§ Source excerpt:
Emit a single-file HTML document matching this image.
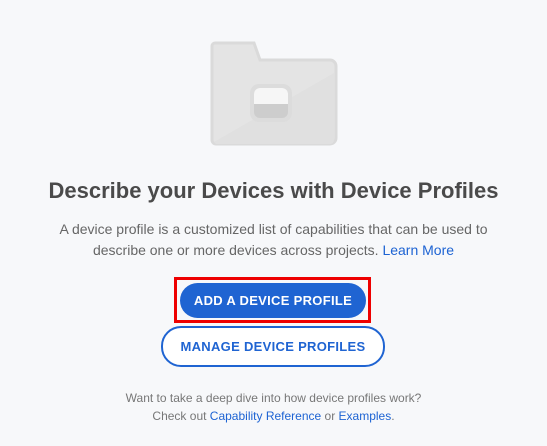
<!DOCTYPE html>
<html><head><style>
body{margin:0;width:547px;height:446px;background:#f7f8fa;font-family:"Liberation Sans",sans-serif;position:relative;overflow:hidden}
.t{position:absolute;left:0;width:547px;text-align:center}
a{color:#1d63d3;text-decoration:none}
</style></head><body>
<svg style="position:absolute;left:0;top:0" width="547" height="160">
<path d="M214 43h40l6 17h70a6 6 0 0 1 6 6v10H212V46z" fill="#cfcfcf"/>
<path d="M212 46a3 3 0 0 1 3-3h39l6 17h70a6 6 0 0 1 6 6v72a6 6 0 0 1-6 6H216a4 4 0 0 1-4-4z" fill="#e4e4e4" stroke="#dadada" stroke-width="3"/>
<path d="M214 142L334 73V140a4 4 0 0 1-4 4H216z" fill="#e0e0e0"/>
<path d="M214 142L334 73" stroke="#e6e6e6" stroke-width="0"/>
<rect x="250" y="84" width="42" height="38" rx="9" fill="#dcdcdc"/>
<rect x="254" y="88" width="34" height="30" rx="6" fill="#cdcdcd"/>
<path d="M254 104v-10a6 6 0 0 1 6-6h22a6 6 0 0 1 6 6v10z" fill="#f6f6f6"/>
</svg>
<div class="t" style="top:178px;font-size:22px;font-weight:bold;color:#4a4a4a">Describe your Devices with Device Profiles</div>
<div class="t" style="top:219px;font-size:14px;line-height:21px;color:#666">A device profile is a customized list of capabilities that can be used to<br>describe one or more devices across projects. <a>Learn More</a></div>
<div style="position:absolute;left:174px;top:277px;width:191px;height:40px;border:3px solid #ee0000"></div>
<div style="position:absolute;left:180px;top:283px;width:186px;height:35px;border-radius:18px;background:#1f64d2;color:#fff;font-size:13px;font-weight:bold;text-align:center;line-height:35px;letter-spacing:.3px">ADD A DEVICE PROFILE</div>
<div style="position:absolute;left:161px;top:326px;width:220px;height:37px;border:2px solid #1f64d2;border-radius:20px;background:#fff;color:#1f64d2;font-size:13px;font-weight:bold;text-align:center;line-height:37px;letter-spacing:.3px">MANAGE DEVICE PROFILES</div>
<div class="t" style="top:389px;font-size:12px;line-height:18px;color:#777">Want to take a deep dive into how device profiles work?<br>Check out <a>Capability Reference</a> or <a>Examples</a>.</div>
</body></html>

§ Given request: Leave every image out, and retype the material exactly.

§ Output for this exercise:
Emit a single-file HTML document matching this image.
<!DOCTYPE html>
<html><head><style>
body{margin:0;width:547px;height:446px;background:#f7f8fa;font-family:"Liberation Sans",sans-serif;position:relative;overflow:hidden}
.t{position:absolute;left:0;width:547px;text-align:center}
a{color:#1d63d3;text-decoration:none}
</style></head><body>
<svg style="position:absolute;left:0;top:0" width="547" height="160">
<path d="M214 43h40l6 17h70a6 6 0 0 1 6 6v10H212V46z" fill="#cfcfcf"/>
<path d="M212 46a3 3 0 0 1 3-3h39l6 17h70a6 6 0 0 1 6 6v72a6 6 0 0 1-6 6H216a4 4 0 0 1-4-4z" fill="#e4e4e4" stroke="#dadada" stroke-width="3"/>
<path d="M214 142L334 73V140a4 4 0 0 1-4 4H216z" fill="#e0e0e0"/>
<path d="M214 142L334 73" stroke="#e6e6e6" stroke-width="0"/>
<rect x="250" y="84" width="42" height="38" rx="9" fill="#dcdcdc"/>
<rect x="254" y="88" width="34" height="30" rx="6" fill="#cdcdcd"/>
<path d="M254 104v-10a6 6 0 0 1 6-6h22a6 6 0 0 1 6 6v10z" fill="#f6f6f6"/>
</svg>
<div class="t" style="top:178px;font-size:22px;font-weight:bold;color:#4a4a4a">Describe your Devices with Device Profiles</div>
<div class="t" style="top:219px;font-size:14px;line-height:21px;color:#666">A device profile is a customized list of capabilities that can be used to<br>describe one or more devices across projects. <a>Learn More</a></div>
<div style="position:absolute;left:174px;top:277px;width:191px;height:40px;border:3px solid #ee0000"></div>
<div style="position:absolute;left:180px;top:283px;width:186px;height:35px;border-radius:18px;background:#1f64d2;color:#fff;font-size:13px;font-weight:bold;text-align:center;line-height:35px;letter-spacing:.3px">ADD A DEVICE PROFILE</div>
<div style="position:absolute;left:161px;top:326px;width:220px;height:37px;border:2px solid #1f64d2;border-radius:20px;background:#fff;color:#1f64d2;font-size:13px;font-weight:bold;text-align:center;line-height:37px;letter-spacing:.3px">MANAGE DEVICE PROFILES</div>
<div class="t" style="top:389px;font-size:12px;line-height:18px;color:#777">Want to take a deep dive into how device profiles work?<br>Check out <a>Capability Reference</a> or <a>Examples</a>.</div>
</body></html>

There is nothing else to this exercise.